**Exercise brief:** Copy all the data exactly, except the pictures.

════════════════

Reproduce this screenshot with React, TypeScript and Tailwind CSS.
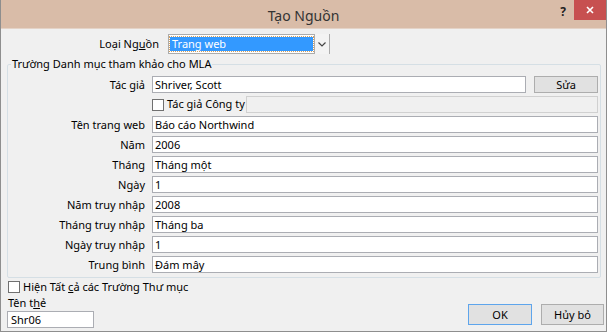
import React from "react";

const font = "font-['Noto_Sans','DejaVu_Sans',sans-serif]";

const Field = ({ label, value }: { label: string; value: string }) => (
  <div className="flex items-center h-[17px]">
    <div className="w-[137px] text-right leading-[17px] whitespace-nowrap">{label}</div>
    <div className="ml-[7px] flex-1 h-[17px] bg-white border border-[#abadb3] pl-[2px] leading-[15px] whitespace-nowrap">
      {value}
    </div>
  </div>
);

const Checkbox = () => (
  <div className="w-[12px] h-[12px] shrink-0 bg-white border border-[#707070]" />
);

export default function App() {
  const rows = [
    { label: "Tên trang web", value: "Báo cáo Northwind" },
    { label: "Năm", value: "2006" },
    { label: "Tháng", value: "Tháng một" },
    { label: "Ngày", value: "1" },
    { label: "Năm truy nhập", value: "2008" },
    { label: "Tháng truy nhập", value: "Tháng ba" },
    { label: "Ngày truy nhập", value: "1" },
    { label: "Trung bình", value: "Đám mây" },
  ];

  return (
    <div className={`w-[607px] h-[332px] flex flex-col bg-[#f0f0f0] border-x border-b border-[#8e8e8e] text-[11px] text-black overflow-hidden ${font}`}>
      {/* title bar */}
      <div className="h-[29px] shrink-0 flex bg-[#d9bca8] border-b border-[#e4d3c7]">
        <div className="flex-1" />
        <div className="pt-[6px] text-[14px] leading-[20px] text-[#333]">Tạo Nguồn</div>
        <div className="flex-1 flex justify-end items-start">
          <div className="mt-[4px] mr-[8px] text-[12px] font-bold leading-[16px] text-[#222]">?</div>
          <div className="w-[32px] h-[20px] bg-[#c75050] flex items-center justify-center">
            <svg width="8" height="8" viewBox="0 0 8 8">
              <path d="M1 1 L7 7 M7 1 L1 7" stroke="white" strokeWidth="1.6" />
            </svg>
          </div>
        </div>
      </div>

      {/* body */}
      <div className="flex-1 flex flex-col pl-[6px] pr-[2px]">
        <div className="mt-[5px] flex items-center h-[20px]">
          <div className="w-[152px] text-right whitespace-nowrap">
            Loại Ng<span className="underline">u</span>ồn
          </div>
          <div className="ml-[9px] w-[162px] h-[20px] flex bg-white border border-[#acacac] py-[2px] pl-[1px]">
            <div className="flex-1 bg-[#3399ff] text-white leading-[13px] pl-[2px] outline outline-1 outline-dotted outline-[#d4a060]">
              Trang web
            </div>
            <div className="w-[15px] -my-[3px] ml-[1px] border-l border-[#acacac] bg-[#f3f3f3] flex items-center justify-center">
              <svg width="8" height="5" viewBox="0 0 8 5">
                <path d="M0.5 0.5 L4 4 L7.5 0.5" stroke="#444" strokeWidth="1.2" fill="none" />
              </svg>
            </div>
          </div>
        </div>

        <fieldset className="mt-[2px] mr-[3px] border border-[#d5dfe5] rounded-[2px] pr-[2px] pb-[4px]">
          <legend className="ml-[3px] px-[1px] leading-[16px] whitespace-nowrap">
            Trường Danh mục tham khảo cho MLA
          </legend>
          <div className="flex flex-col gap-[3px] pt-[4px]">
            <div className="flex items-center h-[17px]">
              <div className="w-[137px] text-right leading-[17px]">Tác giả</div>
              <div className="ml-[7px] flex-1 h-[17px] bg-white border border-[#abadb3] pl-[2px] leading-[15px]">
                Shriver, Scott
              </div>
              <div className="ml-[8px] w-[64px] h-[17px] bg-[#e1e1e1] border border-[#adadad] text-center leading-[15px]">
                Sửa
              </div>
            </div>
            <div className="flex items-center h-[17px]">
              <div className="w-[137px]" />
              <div className="ml-[7px] w-[94px] flex items-center">
                <Checkbox />
                <span className="ml-[3px] whitespace-nowrap">Tác giả Công ty</span>
              </div>
              <div className="flex-1 h-[17px] bg-[#f0f0f0] border border-[#d0d0d0]" />
            </div>
            {rows.map((r) => (
              <Field key={r.label} label={r.label} value={r.value} />
            ))}
          </div>
        </fieldset>

        <div className="flex-1 flex justify-between items-end pb-[3px]">
          <div className="flex flex-col">
            <div className="flex items-center h-[14px] pl-[1px]">
              <Checkbox />
              <span className="ml-[3px] whitespace-nowrap">
                Hiện Tất <span className="underline">c</span>ả các Trường Thư mục
              </span>
            </div>
            <div className="mt-[1px] leading-[15px] pl-[1px]">
              Tên t<span className="underline">h</span>ẻ
            </div>
            <div className="mt-[1px] w-[87px] h-[17px] bg-white border border-[#abadb3] pl-[3px] leading-[15px]">
              Shr06
            </div>
          </div>
          <div className="flex gap-[9px] mb-[3px]">
            <div className="w-[64px] h-[21px] bg-[#e1e1e1] border border-[#5ea5ec] text-center leading-[19px]">
              OK
            </div>
            <div className="w-[63px] h-[21px] bg-[#e1e1e1] border border-[#adadad] text-center leading-[19px]">
              Hủy bỏ
            </div>
          </div>
        </div>
      </div>
    </div>
  );
}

════════════════

**Expected answer:**
Reproduce this screenshot with React, TypeScript and Tailwind CSS.
import React from "react";

const font = "font-['Noto_Sans','DejaVu_Sans',sans-serif]";

const Field = ({ label, value }: { label: string; value: string }) => (
  <div className="flex items-center h-[17px]">
    <div className="w-[137px] text-right leading-[17px] whitespace-nowrap">{label}</div>
    <div className="ml-[7px] flex-1 h-[17px] bg-white border border-[#abadb3] pl-[2px] leading-[15px] whitespace-nowrap">
      {value}
    </div>
  </div>
);

const Checkbox = () => (
  <div className="w-[12px] h-[12px] shrink-0 bg-white border border-[#707070]" />
);

export default function App() {
  const rows = [
    { label: "Tên trang web", value: "Báo cáo Northwind" },
    { label: "Năm", value: "2006" },
    { label: "Tháng", value: "Tháng một" },
    { label: "Ngày", value: "1" },
    { label: "Năm truy nhập", value: "2008" },
    { label: "Tháng truy nhập", value: "Tháng ba" },
    { label: "Ngày truy nhập", value: "1" },
    { label: "Trung bình", value: "Đám mây" },
  ];

  return (
    <div className={`w-[607px] h-[332px] flex flex-col bg-[#f0f0f0] border-x border-b border-[#8e8e8e] text-[11px] text-black overflow-hidden ${font}`}>
      {/* title bar */}
      <div className="h-[29px] shrink-0 flex bg-[#d9bca8] border-b border-[#e4d3c7]">
        <div className="flex-1" />
        <div className="pt-[6px] text-[14px] leading-[20px] text-[#333]">Tạo Nguồn</div>
        <div className="flex-1 flex justify-end items-start">
          <div className="mt-[4px] mr-[8px] text-[12px] font-bold leading-[16px] text-[#222]">?</div>
          <div className="w-[32px] h-[20px] bg-[#c75050] flex items-center justify-center">
            <svg width="8" height="8" viewBox="0 0 8 8">
              <path d="M1 1 L7 7 M7 1 L1 7" stroke="white" strokeWidth="1.6" />
            </svg>
          </div>
        </div>
      </div>

      {/* body */}
      <div className="flex-1 flex flex-col pl-[6px] pr-[2px]">
        <div className="mt-[5px] flex items-center h-[20px]">
          <div className="w-[152px] text-right whitespace-nowrap">
            Loại Ng<span className="underline">u</span>ồn
          </div>
          <div className="ml-[9px] w-[162px] h-[20px] flex bg-white border border-[#acacac] py-[2px] pl-[1px]">
            <div className="flex-1 bg-[#3399ff] text-white leading-[13px] pl-[2px] outline outline-1 outline-dotted outline-[#d4a060]">
              Trang web
            </div>
            <div className="w-[15px] -my-[3px] ml-[1px] border-l border-[#acacac] bg-[#f3f3f3] flex items-center justify-center">
              <svg width="8" height="5" viewBox="0 0 8 5">
                <path d="M0.5 0.5 L4 4 L7.5 0.5" stroke="#444" strokeWidth="1.2" fill="none" />
              </svg>
            </div>
          </div>
        </div>

        <fieldset className="mt-[2px] mr-[3px] border border-[#d5dfe5] rounded-[2px] pr-[2px] pb-[4px]">
          <legend className="ml-[3px] px-[1px] leading-[16px] whitespace-nowrap">
            Trường Danh mục tham khảo cho MLA
          </legend>
          <div className="flex flex-col gap-[3px] pt-[4px]">
            <div className="flex items-center h-[17px]">
              <div className="w-[137px] text-right leading-[17px]">Tác giả</div>
              <div className="ml-[7px] flex-1 h-[17px] bg-white border border-[#abadb3] pl-[2px] leading-[15px]">
                Shriver, Scott
              </div>
              <div className="ml-[8px] w-[64px] h-[17px] bg-[#e1e1e1] border border-[#adadad] text-center leading-[15px]">
                Sửa
              </div>
            </div>
            <div className="flex items-center h-[17px]">
              <div className="w-[137px]" />
              <div className="ml-[7px] w-[94px] flex items-center">
                <Checkbox />
                <span className="ml-[3px] whitespace-nowrap">Tác giả Công ty</span>
              </div>
              <div className="flex-1 h-[17px] bg-[#f0f0f0] border border-[#d0d0d0]" />
            </div>
            {rows.map((r) => (
              <Field key={r.label} label={r.label} value={r.value} />
            ))}
          </div>
        </fieldset>

        <div className="flex-1 flex justify-between items-end pb-[3px]">
          <div className="flex flex-col">
            <div className="flex items-center h-[14px] pl-[1px]">
              <Checkbox />
              <span className="ml-[3px] whitespace-nowrap">
                Hiện Tất <span className="underline">c</span>ả các Trường Thư mục
              </span>
            </div>
            <div className="mt-[1px] leading-[15px] pl-[1px]">
              Tên t<span className="underline">h</span>ẻ
            </div>
            <div className="mt-[1px] w-[87px] h-[17px] bg-white border border-[#abadb3] pl-[3px] leading-[15px]">
              Shr06
            </div>
          </div>
          <div className="flex gap-[9px] mb-[3px]">
            <div className="w-[64px] h-[21px] bg-[#e1e1e1] border border-[#5ea5ec] text-center leading-[19px]">
              OK
            </div>
            <div className="w-[63px] h-[21px] bg-[#e1e1e1] border border-[#adadad] text-center leading-[19px]">
              Hủy bỏ
            </div>
          </div>
        </div>
      </div>
    </div>
  );
}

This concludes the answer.